Я посмотрел на него, потому что мне показалось, что на каком-то месте моей речи он поднял на меня взгляд, который был для меня ощутим, как укол иглы. Но он сидел по-прежнему прикованный к табурету и смотрел только себе под ноги.
— Но вот ты, — продолжал я настойчиво, — ты ведь мог бы получить свою долю. Ты ведь от земли, и земля должна быть твоя. Ты никуда от нее не уйдешь. Ты бы только сказал, что хочешь. И тебе бы дали. Всем дают. Даже тем, которые мало что от земли имели, у них ее не было, они только мечтать могли. Слепым, хромым, совсем больным, у которых рук не хватит для земли, на которых уже крест поставлен. Сейчас ведь никто не признается, болит у него что-нибудь или нет, никто и не сомневается, что справится с землей. Вдруг все забыли свои болезни, изъяны и немочи, забыли даже свою ненависть к земле, простили ей все провинности, грехи и обманы, град и засуху, неурожаи, скудость.
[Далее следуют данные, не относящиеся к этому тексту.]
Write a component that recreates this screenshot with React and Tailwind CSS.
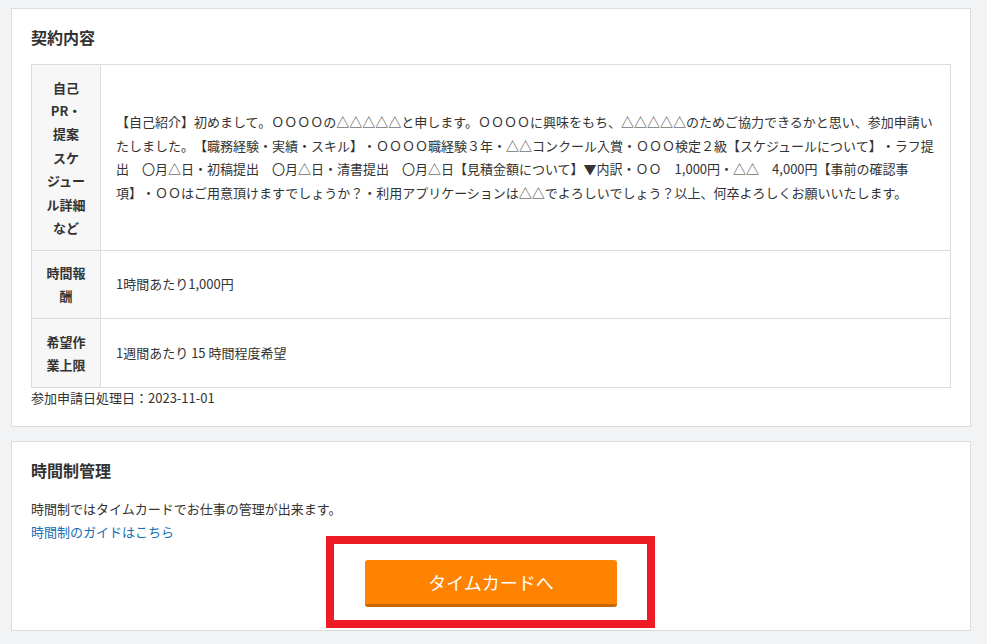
import React from "react";

const font = { fontFamily: '"Noto Sans CJK JP", "Noto Sans", sans-serif' };

const rows = [
  {
    label: ["自己", "PR・", "提案", "スケ", "ジュー", "ル詳細", "など"],
    body: [
      "【自己紹介】初めまして。ＯＯＯＯの△△△△△と申します。ＯＯＯＯに興味をもち、△△△△△のためご協力できるかと思い、参加申請い",
      "たしました。【職務経験・実績・スキル】・ＯＯＯＯ職経験３年・△△コンクール入賞・ＯＯＯ検定２級【スケジュールについて】・ラフ提",
      "出　〇月△日・初稿提出　〇月△日・清書提出　〇月△日【見積金額について】▼内訳・ＯＯ　1,000円・△△　4,000円【事前の確認事",
      "項】・ＯＯはご用意頂けますでしょうか？・利用アプリケーションは△△でよろしいでしょう？以上、何卒よろしくお願いいたします。",
    ],
    pad: "py-[10.5px]",
  },
  { label: ["時間報", "酬"], body: ["1時間あたり1,000円"], pad: "py-[10px]" },
  { label: ["希望作", "業上限"], body: ["1週間あたり 15 時間程度希望"], pad: "py-[11px]" },
];

export default function App() {
  return (
    <div className="min-h-screen bg-[#f2f3f5] pt-[8px] pb-4 text-[#333] [text-spacing-trim:space-all]" style={font}>
      {/* 契約内容 */}
      <section className="ml-[11px] w-[960px] bg-white border border-[#dcdcdc] px-[19px] pt-[16px] pb-[18px]">
        <h2 className="text-[16px] font-bold leading-6 mb-[15px]">契約内容</h2>

        <div className="border border-[#dcdcdc]">
          {rows.map((row, i) => (
            <div
              key={i}
              className={`grid grid-cols-[69px_1fr] ${i > 0 ? "border-t border-[#dcdcdc]" : ""}`}
            >
              <div
                className={`bg-[#f7f7f7] border-r border-[#dcdcdc] flex flex-col items-center justify-center text-[13px] font-bold leading-[23.4px] ${row.pad}`}
              >
                {row.label.map((l) => (
                  <span key={l}>{l}</span>
                ))}
              </div>
              <div className="flex flex-col justify-center pl-[15px] pr-[8px] text-[13px] leading-[23.7px] whitespace-nowrap">
                {row.body.map((b, j) => (
                  <span key={j}>{b}</span>
                ))}
              </div>
            </div>
          ))}
        </div>

        <p className="text-[13px] leading-5 mt-0">参加申請日処理日：2023-11-01</p>
      </section>

      {/* 時間制管理 */}
      <section className="ml-[11px] mt-[14px] w-[960px] bg-white border border-[#dcdcdc] px-[19px] pt-[16px] pb-[23px]">
        <h2 className="text-[16px] font-bold leading-6 mb-[15px]">時間制管理</h2>
        <p className="text-[13px] leading-[23px]">時間制ではタイムカードでお仕事の管理が出来ます。</p>
        <a href="#" className="block w-fit text-[13px] leading-[23px] text-[#1670b3]">
          時間制のガイドはこちら
        </a>

        <div className="flex justify-center mt-[17px]">
          <div className="relative">
            <button className="w-[252px] h-[47px] rounded-[3px] bg-[#ff8200] border-b-[3px] border-[#c96700] text-white text-[18px] leading-none">
              タイムカードへ
            </button>
            {/* annotation frame */}
            <div className="absolute left-[-39px] right-[-38px] top-[-24px] bottom-[-21px] border-[8px] border-[#ed1c24] pointer-events-none" />
          </div>
        </div>
      </section>
    </div>
  );
}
Не помнят, что по ее милости пережили. Даже бодрятся, как будто в них святой дух вселился. Хромые бросают костыли, на глазах у людей излечиваются от хромоты, выпрямляются их больные ноги. Слепые так радуются этой земле, как будто уже прозрели и видят ее воочию. Умирающие даже смерть откладывают на потом. Говорили, что кто-то уже после соборования восстал. Поскольку стыдно болеть в такое время, хромать в такое время, стыдно верить в свои болячки и стыдно умирать. Хоть земля еще не вытаяла из-под снега и ее не слышно и не видно. А ты помнишь, как покойник дед по матери покупал тот клочок земли на развилке? Я куплю, сказал он, но только весной, когда ее можно будет увидеть. А сейчас не куплю, я ее не вижу, вижу один снег, а за снег я платить не буду. А ведь он-то знал эту землю, она была соседская, он частенько ее пахал, ходил по ней. Столько народу ломится за землей, как будто и мертвые встали, многим и не земля важна, а чтобы их не обошли, чтобы они чужими не оказались, боятся от других отличиться, не хотят в такое время оставаться в стороне. Только ты один все смотришь, а сам не знаешь чего хочешь, даже слышать не желаешь ни о чем. А может, ты уже и не понимаешь такого слова — «земля», настолько уже от нее освободился. Но если ты думаешь, что с тебя хватит, так и останешься ни с чем. Хочешь верь мне, хочешь не верь, но я вот тебе говорю, что только в земле можно быть уверенным, поэтому ее так трудно вынести. Она, может, ничего и не дает, но и не предает. Ее-то ты уж никогда не выдумаешь, слишком она настоящая, разве что сам обманешься. И ничего хорошего в том, что ты освободился от земли, ты же сам к этой свободе будешь прикован, к той же самой земле, которую бросил и которой ты знать не хотел, к этой пустоте в тебе, которая зияет вместо земли.
Я почувствовал какую-то досаду. Я сам с собой разговаривал, сам себя слушал. Но, несмотря на это, я чувствовал, что должен высказаться до конца. Я не знал даже, в чем состоит это «до конца», я не знал, чем кончатся мои слова. Может быть, до конца горечи, которая внезапно поднялась во мне, может, до дна смелости, о которой я даже и не подозревал, которая не была собственно моим свойством, может быть, и в пику себе, на какой-то момент, чтобы наконец познать себя, и я все торопился, досадовал, желал высказаться, пусть нескладно, лишь бы до конца, хоть бы и впопыхах, потому что времени моего, как говорится, всего ничего, до первых петухов, а потом придется исчезнуть, растаять в собственном тумане, в своем сочувствии к нему, пребывающему в безразличном молчании, раствориться в его личности, в его бесплодных стремлениях, настолько бесплодных, что никто никогда даже и не узнает, что он был за человек.